I saw ST VI before I began reading slash. Even then I was struck by how much Kirk and McCoy seem to be a unit in that movie, as compared to the frequency of Kirk and Spock appearing together in the TV eps. I imagine one could do something slashy with the scene in which Iman (I forget her character's name--it's the shapeshifter being) kisses Kirk, and McCoy says, "What *is* it with you?" Again, in the context of a K/McC relationship, that'd be a fun line to work with.
ST VI also shows other moments that seem to me dramatically odd but not part of the K/McC line (whatever you think their relationship is). The two most obvious ones I imagine are first, when Spock rapes Valeris' mind in public, on the bridge, after Kirk has said nothing to him but "Spock." That is, Kirk doesn't even need to give much of an order for Spock to understand and obey, and to do something we'd be inclined to think is not in keeping with Spock's character. In one of the threads of The Learning Curve I've taken the view that before he ever assaults Valeris, Spock has done this kind of intrusive mind-meld on McCoy. That is, he's a repeat offender when he attacks Valeris, which is why he so easily does what Kirk asks him to do. This isn't exactly canon view on Spock's character, but one could equally say that Spock's conduct with Valeris is shockingly out of character up to that point.

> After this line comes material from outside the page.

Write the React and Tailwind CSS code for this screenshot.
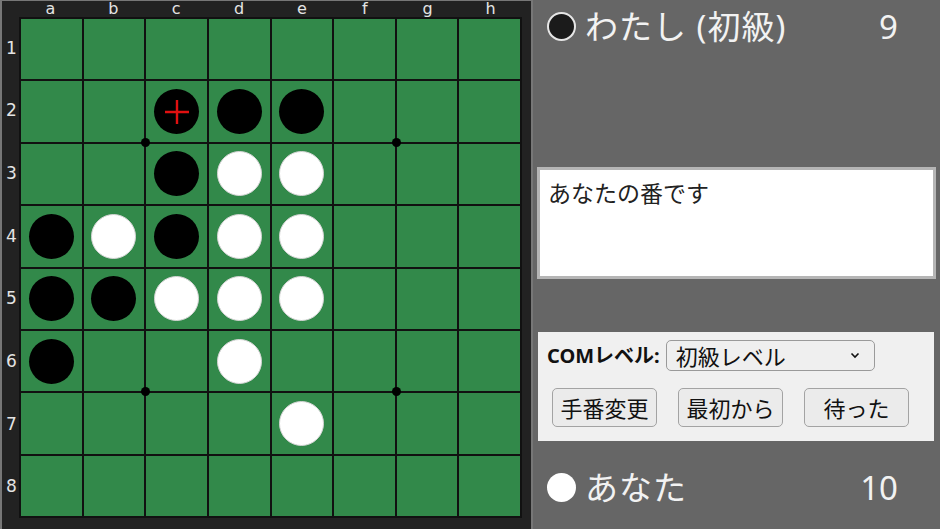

The second scene is later yet, when Spock is meditating, in private, and Kirk just strolls on into his room and starts yapping at him about how old they are, etc. IMO, that betrays a closer relationship than the one we normally see.
In some senses these scenes are collectively part of the picture I've been trying to draw in The Learning Curve--here are three friends who know each other extremely well, more so than people who work together normally do. What they do to each other, or with each other (in sexual and nonsexual senses) is IMO largely a result of chance, of remarks here and there, of events that they don't control.
Thanks for reading.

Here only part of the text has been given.